Establish photo standards that eliminate carrier pushback: wide shots showing the full scope, close-ups of specific damage, and before/after comparisons when possible. Your software should organize these automatically by room, damage type, or claim section. When you’re on a carrier call defending a line item, you can’t afford to dig through hundreds of unsorted photos.
Scope of Loss and Estimate Preparation
Whether you’re working in Xactimate or Symbility, your claims platform should integrate seamlessly with your estimating software. The scope you submit becomes the foundation for every subsequent negotiation, so your system needs to track estimate versions, supplement requests, and carrier responses to specific line items.
Document your methodology for every estimate decision. When you include O&P, code upgrades, or matching, your file should contain the justification that supports those charges. Carriers will challenge these items in supplements, and you need instant access to the code references, manufacturer specifications, or industry standards that support your position.

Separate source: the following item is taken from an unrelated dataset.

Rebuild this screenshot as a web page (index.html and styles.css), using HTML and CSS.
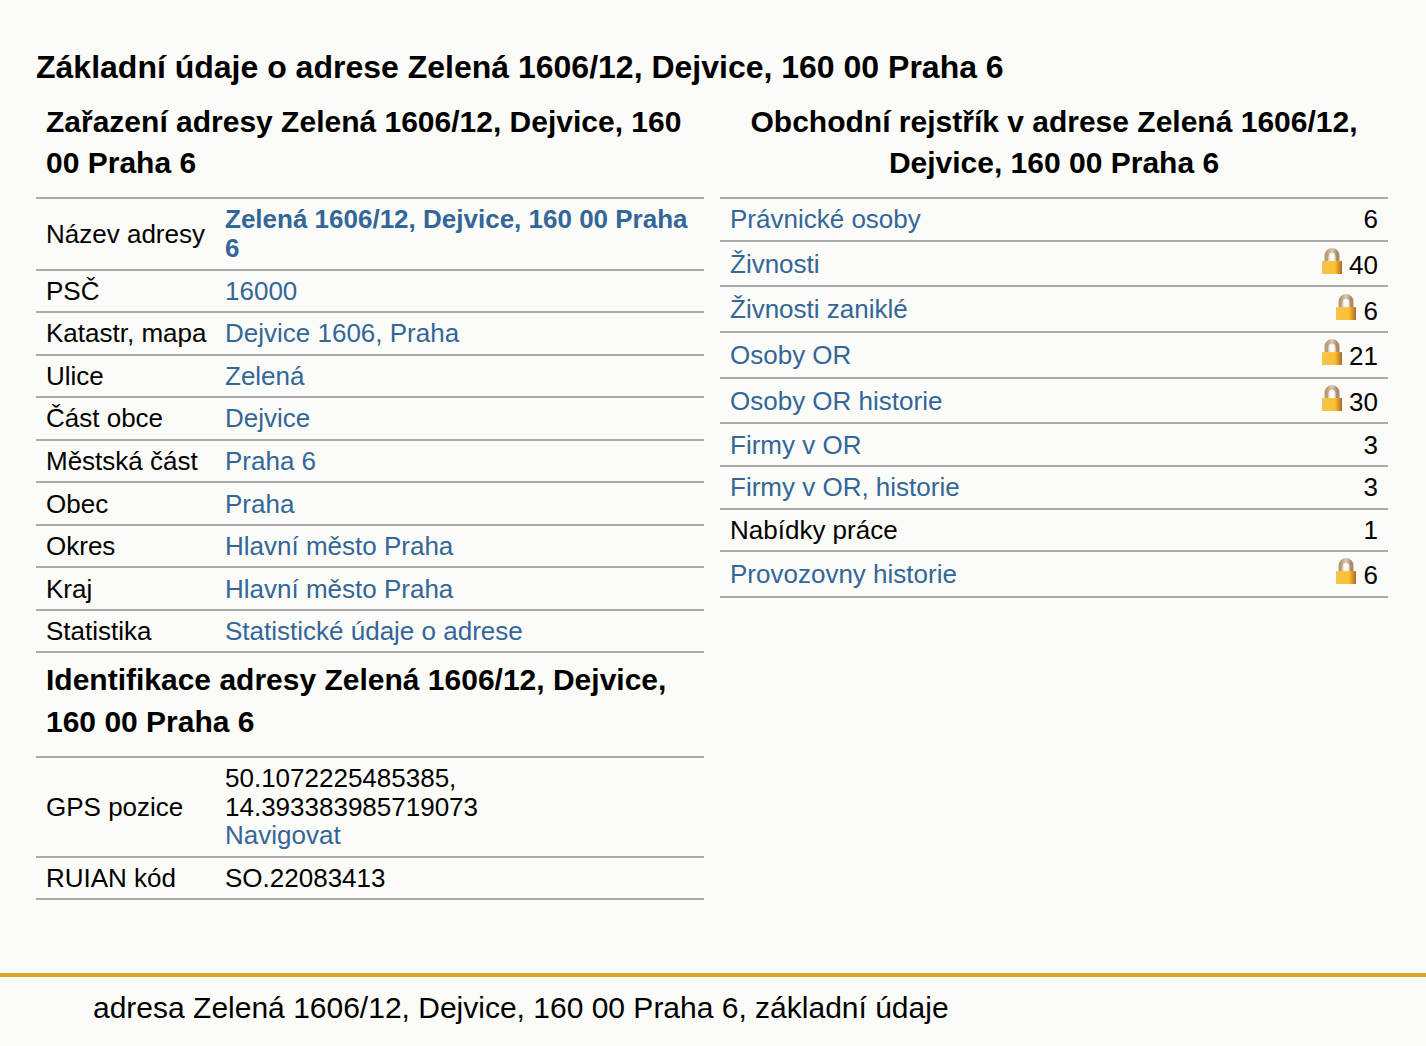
FILE: index.html
```html
<!DOCTYPE html>
<html lang="cs">
<head>
<meta charset="utf-8">
<title>Základní údaje o adrese</title>
<link rel="stylesheet" href="styles.css">
</head>
<body>
<svg class="defs" width="0" height="0" aria-hidden="true">
  <defs>
    <linearGradient id="lockBody" x1="0" x2="1" y1="0" y2="0">
      <stop offset="0" stop-color="#f3c450"/>
      <stop offset="0.65" stop-color="#fdbf30"/>
      <stop offset="0.85" stop-color="#cf8e28"/>
      <stop offset="1" stop-color="#a86c24"/>
    </linearGradient>
    <linearGradient id="lockBar" x1="0" x2="1" y1="0" y2="0">
      <stop offset="0" stop-color="#b89c78"/>
      <stop offset="0.5" stop-color="#d8cbb8"/>
      <stop offset="1" stop-color="#a88a68"/>
    </linearGradient>
    <symbol id="lock" viewBox="0 0 20 26">
      <path d="M5 13V7.5a5 5 0 0 1 10 0V13" fill="none" stroke="url(#lockBar)" stroke-width="5"/>
      <path d="M7 13V8a3 3 0 0 1 6 0v5" fill="none" stroke="#f6efe2" stroke-width="1"/>
      <rect x="0" y="13" width="20" height="13" fill="url(#lockBody)"/>
    </symbol>
  </defs>
</svg>
<main class="page">
  <h1 class="title">Základní údaje o adrese Zelená 1606/12, Dejvice, 160 00 Praha 6</h1>
  <div class="columns">
    <section class="col">
      <h2 class="sub">Zařazení adresy Zelená 1606/12, Dejvice, 160 00 Praha 6</h2>
      <table class="info">
        <tr><td class="lab">Název adresy</td><td><a href="#" class="strong">Zelená 1606/12, Dejvice, 160 00 Praha 6</a></td></tr>
        <tr><td class="lab">PSČ</td><td><a href="#">16000</a></td></tr>
        <tr><td class="lab">Katastr, mapa</td><td><a href="#">Dejvice 1606, Praha</a></td></tr>
        <tr><td class="lab">Ulice</td><td><a href="#">Zelená</a></td></tr>
        <tr><td class="lab">Část obce</td><td><a href="#">Dejvice</a></td></tr>
        <tr><td class="lab">Městská část</td><td><a href="#">Praha 6</a></td></tr>
        <tr><td class="lab">Obec</td><td><a href="#">Praha</a></td></tr>
        <tr><td class="lab">Okres</td><td><a href="#">Hlavní město Praha</a></td></tr>
        <tr><td class="lab">Kraj</td><td><a href="#">Hlavní město Praha</a></td></tr>
        <tr><td class="lab">Statistika</td><td><a href="#">Statistické údaje o adrese</a></td></tr>
      </table>
      <h2 class="sub">Identifikace adresy Zelená 1606/12, Dejvice, 160 00 Praha 6</h2>
      <table class="info">
        <tr><td class="lab">GPS pozice</td><td>50.1072225485385,<br>14.393383985719073<br><a href="#">Navigovat</a></td></tr>
        <tr><td class="lab">RUIAN kód</td><td>SO.22083413</td></tr>
      </table>
    </section>
    <section class="col">
      <h2 class="sub center">Obchodní rejstřík v adrese Zelená 1606/12, Dejvice, 160 00 Praha 6</h2>
      <table class="info stats">
        <tr><td><a href="#">Právnické osoby</a></td><td class="num">6</td></tr>
        <tr><td><a href="#">Živnosti</a></td><td class="num"><svg class="lock"><use href="#lock"/></svg> 40</td></tr>
        <tr><td><a href="#">Živnosti zaniklé</a></td><td class="num"><svg class="lock"><use href="#lock"/></svg> 6</td></tr>
        <tr><td><a href="#">Osoby OR</a></td><td class="num"><svg class="lock"><use href="#lock"/></svg> 21</td></tr>
        <tr><td><a href="#">Osoby OR historie</a></td><td class="num"><svg class="lock"><use href="#lock"/></svg> 30</td></tr>
        <tr><td><a href="#">Firmy v OR</a></td><td class="num">3</td></tr>
        <tr><td><a href="#">Firmy v OR, historie</a></td><td class="num">3</td></tr>
        <tr><td>Nabídky práce</td><td class="num">1</td></tr>
        <tr><td><a href="#">Provozovny historie</a></td><td class="num"><svg class="lock"><use href="#lock"/></svg> 6</td></tr>
      </table>
    </section>
  </div>
</main>
<footer class="foot">adresa Zelená 1606/12, Dejvice, 160 00 Praha 6, základní údaje</footer>
</body>
</html>
```
FILE: styles.css
```css
html, body { margin: 0; padding: 0; }
body {
  background: #fbfbf7;
  color: #000;
  font-family: "Liberation Sans", Arial, sans-serif;
  font-size: 26px;
  line-height: 28.8px;
  height: 1046px;
  overflow: hidden;
}
.defs { position: absolute; }
.page { padding: 49px 38px 0 36px; }
.title { margin: 0; font-size: 32px; line-height: 37px; font-weight: bold; }
.columns { display: grid; grid-template-columns: 668px 668px; column-gap: 16px; margin-top: 9px; }
.sub { margin: 0; padding: 5.7px 10px 12.9px; font-size: 30px; line-height: 41.8px; font-weight: bold; }
.sub.center { text-align: center; }
.info { border-collapse: collapse; width: 100%; table-layout: fixed; border-top: 2px solid #aaa; }
.info td { padding: 6.25px 10px 5.5px; border-bottom: 2px solid #aaa; vertical-align: middle; }
.info td.lab { width: 169px; padding-right: 0; white-space: nowrap; }
.info a { color: #336699; text-decoration: none; }
.info a.strong { font-weight: bold; }
.num { text-align: right; white-space: nowrap; }
.lock { width: 20px; height: 26.15px; vertical-align: baseline; }
.foot { border-top: 4px solid #daa520; padding: 14px 0 0 93px; font-size: 30px; line-height: 34px; margin-top: 73px; }
```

Carrier Submission and the Supplement Cycle
Most PA profits come from supplements, not initial submissions. Your claims management software should track what was submitted when, which items were approved or denied, and what documentation the carrier requested for reconsideration. Build supplement workflows that organize new damage, revised pricing, and additional justification into packages that desk adjusters can review efficiently.
Track carrier response times religiously. If your supplements sit for weeks without response, you need escalation triggers that move claims through the carrier hierarchy. Document every interaction — phone calls, emails, and field meetings — with timestamps and participant names. This paper trail becomes essential when claims stall or move toward appraisal.
Building a Pipeline That Doesn’t Leak
Visual Pipeline Stages That Match PA Workflow
Your pipeline should reflect how PA work actually flows, not generic sales stages. Effective stages might include: Signed Rep Agreement, Documentation Phase, Initial Submission, Carrier Review, Supplement Cycle, Final Negotiation, Settlement Pending, and Closed. Each stage should trigger specific actions and follow-up sequences.
Top firms maintain 15-20 active claims per adjuster, but only if their pipeline management prevents claims from stalling. Your software should show bottlenecks immediately — too many claims stuck in carrier review, supplement cycles dragging beyond reasonable timeframes, or settlement payments delayed past agreed terms.
Tracking by Status, Claim Value, and Carrier Response Time
Every claim in your pipeline needs three critical data points: current status, estimated settlement value, and days since last carrier action. This visibility lets you prioritize high-value claims, identify carriers that consistently delay responses, and forecast your commission pipeline accurately.
Build carrier-specific tracking that recognizes different response patterns. Some carriers approve supplements quickly but delay final settlements. Others negotiate aggressively upfront but pay promptly once terms are agreed. Your follow-up strategy should adapt to these patterns rather than treating all carriers identically.
Follow-Up Cadences That Keep Claims Moving
Persistent follow-up wins settlements, but excessive contact burns relationships with carrier adjusters you’ll work with repeatedly. Establish cadences that maintain pressure without becoming noise: initial submission follow-up after seven days, supplement responses within two weeks, and settlement processing within agreed timeframes.
Automate these sequences through your claims management platform, but personalize the actual communications. Generic follow-up emails get ignored. References to specific claim details, previous conversations, or pending deadlines get responses.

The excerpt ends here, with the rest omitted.